What you have to do ::
Pick out each line containing the string "this".

Exercise materials ::
------------------------
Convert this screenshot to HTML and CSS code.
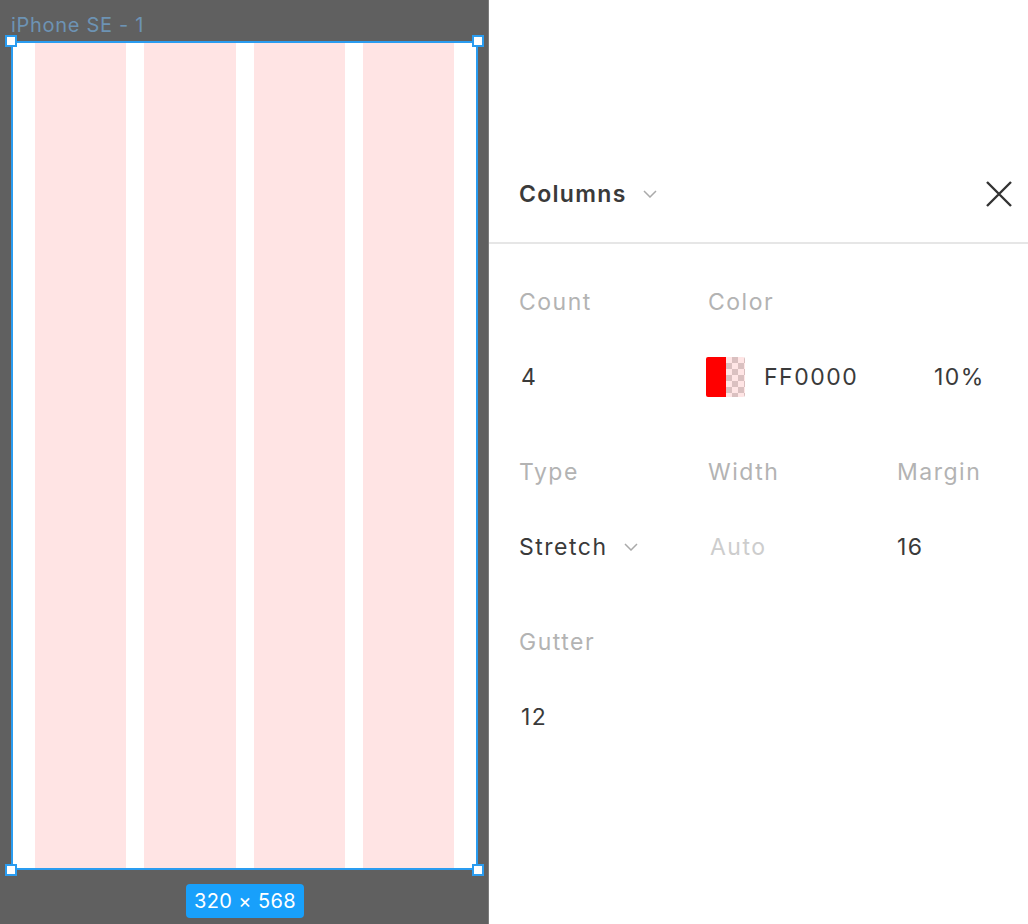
FILE: index.html
```html
<!DOCTYPE html>
<html lang="en">

<head>
    <meta charset="UTF-8">
    <meta name="viewport" content="width=device-width, initial-scale=1.0">
    <title>Layout grid</title>
    <link rel="stylesheet" href="styles.css">
</head>

<body>
    <div class="canvas">
        <div class="frame-name">iPhone SE - 1</div>
        <div class="frame">
            <div class="grid-col"></div>
            <div class="grid-col"></div>
            <div class="grid-col"></div>
            <div class="grid-col"></div>
            <span class="handle tl"></span>
            <span class="handle tr"></span>
            <span class="handle bl"></span>
            <span class="handle br"></span>
        </div>
        <div class="frame-size">320 × 568</div>
    </div>

    <div class="panel">
        <div class="panel-head">
            <div class="panel-title">
                Columns
                <svg class="chevron" width="14" height="8" viewBox="0 0 14 8">
                    <path d="M1 1l6 6 6-6" fill="none" stroke="currentColor" stroke-width="1.5" />
                </svg>
            </div>
            <svg class="close" width="28" height="28" viewBox="0 0 28 28">
                <path d="M2 2l24 24M26 2L2 26" fill="none" stroke="currentColor" stroke-width="2.4" />
            </svg>
        </div>

        <div class="fields">
            <div class="field">
                <div class="label">Count</div>
                <div class="value num">4</div>
            </div>
            <div class="field wide">
                <div class="label">Color</div>
                <div class="value">
                    <span class="swatch"><i></i><b></b></span>
                    <span class="hex">FF0000</span>
                    <span class="alpha">10%</span>
                </div>
            </div>

            <div class="field">
                <div class="label">Type</div>
                <div class="value">
                    Stretch
                    <svg class="chevron" width="14" height="8" viewBox="0 0 14 8">
                        <path d="M1 1l6 6 6-6" fill="none" stroke="currentColor" stroke-width="1.5" />
                    </svg>
                </div>
            </div>
            <div class="field">
                <div class="label">Width</div>
                <div class="value muted num">Auto</div>
            </div>
            <div class="field">
                <div class="label">Margin</div>
                <div class="value">16</div>
            </div>

            <div class="field">
                <div class="label">Gutter</div>
                <div class="value num">12</div>
            </div>
        </div>
    </div>
</body>

</html>
```

FILE: styles.css
```css
* {
    box-sizing: border-box;
}

body {
    margin: 0;
    height: 924px;
    display: flex;
    font-family: Inter, "Noto Sans", sans-serif;
    overflow: hidden;
}

/* canvas side */

.canvas {
    flex-shrink: 0;
    width: 489px;
    background: #606060;
    border-right: 1px solid #7c7c7c;
    padding: 12px 0 0 11px;
}

.frame-name {
    height: 29px;
    font-size: 20px;
    line-height: 26px;
    letter-spacing: 0.7px;
    color: #6d93b4;
}

.frame {
    position: relative;
    width: 467px;
    height: 829px;
    border: 2px solid #2a9cf0;
    background: #fff;
    display: flex;
    gap: 18px;
    padding: 0 22px;
}

.grid-col {
    flex: 1;
    background: #ffe4e4;
}

.handle {
    position: absolute;
    width: 12px;
    height: 12px;
    background: #fff;
    border: 2px solid #2a9cf0;
}

.handle.tl { left: -8px; top: -8px; }
.handle.tr { right: -8px; top: -8px; }
.handle.bl { left: -8px; bottom: -8px; }
.handle.br { right: -8px; bottom: -8px; }

.frame-size {
    width: 118px;
    height: 34px;
    margin: 14px 0 0 175px;
    background: #18a0fb;
    border-radius: 4px;
    color: #fff;
    font-size: 20px;
    line-height: 34px;
    letter-spacing: 0.4px;
    text-align: center;
}

/* properties panel */

.panel {
    flex: 1;
    min-width: 0;
    background: #fff;
}

.panel-head {
    height: 244px;
    padding: 170px 15px 24px 30px;
    border-bottom: 2px solid #e6e6e6;
    display: flex;
    align-items: center;
    justify-content: space-between;
}

.panel-title {
    display: flex;
    align-items: center;
    gap: 16px;
    font-size: 23px;
    font-weight: 600;
    letter-spacing: 1.3px;
    color: #3a3a3a;
}

.chevron {
    color: #aaa;
}

.close {
    color: #333;
}

.fields {
    display: grid;
    grid-template-columns: 189px 189px 1fr;
    row-gap: 63px;
    padding: 46px 0 0 30px;
}

.field.wide {
    grid-column: span 2;
}

.field .label {
    height: 24px;
    line-height: 24px;
    font-size: 23px;
    letter-spacing: 1.5px;
    color: #b3b3b3;
    margin-bottom: 43px;
}

.field .value {
    height: 40px;
    display: flex;
    align-items: center;
    gap: 16px;
    font-size: 23px;
    letter-spacing: 1.5px;
    color: #3a3a3a;
}

.field .value.num {
    padding-left: 2px;
}

.field .value.muted {
    color: #cdcdcd;
}

.swatch {
    display: flex;
    width: 39px;
    height: 40px;
    border-radius: 2px;
    overflow: hidden;
    margin-left: -2px;
}

.swatch i {
    width: 20px;
    background: #f00;
}

.swatch b {
    width: 19px;
    background:
        linear-gradient(rgba(255, 0, 0, 0.1), rgba(255, 0, 0, 0.1)),
        repeating-conic-gradient(#d6d6d6 0 25%, #fff 0 50%) 0 0 / 12px 12px;
}

.hex {
    margin-left: 3px;
    width: 154px;
}
```
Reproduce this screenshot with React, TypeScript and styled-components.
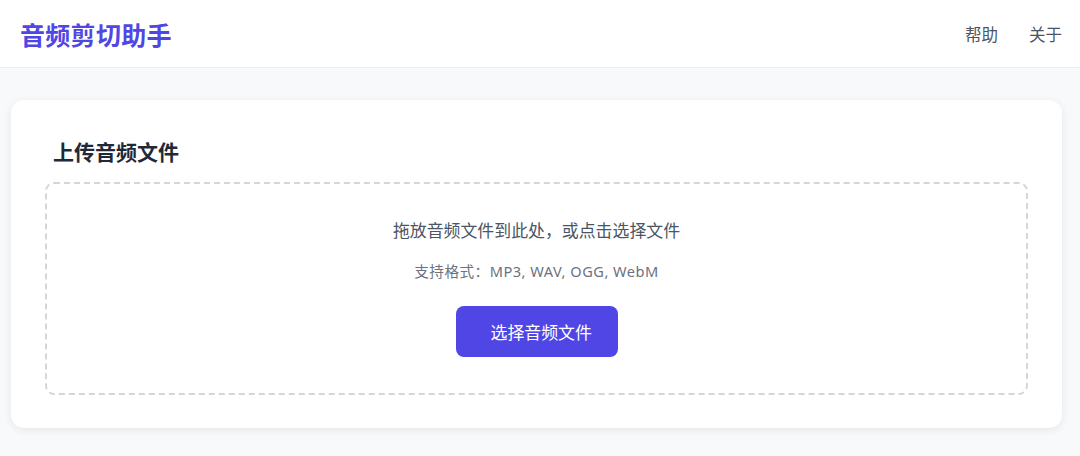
------------------------
Task solution ::
Convert this screenshot to HTML and CSS code.
Reproduce this screenshot with React, TypeScript and styled-components.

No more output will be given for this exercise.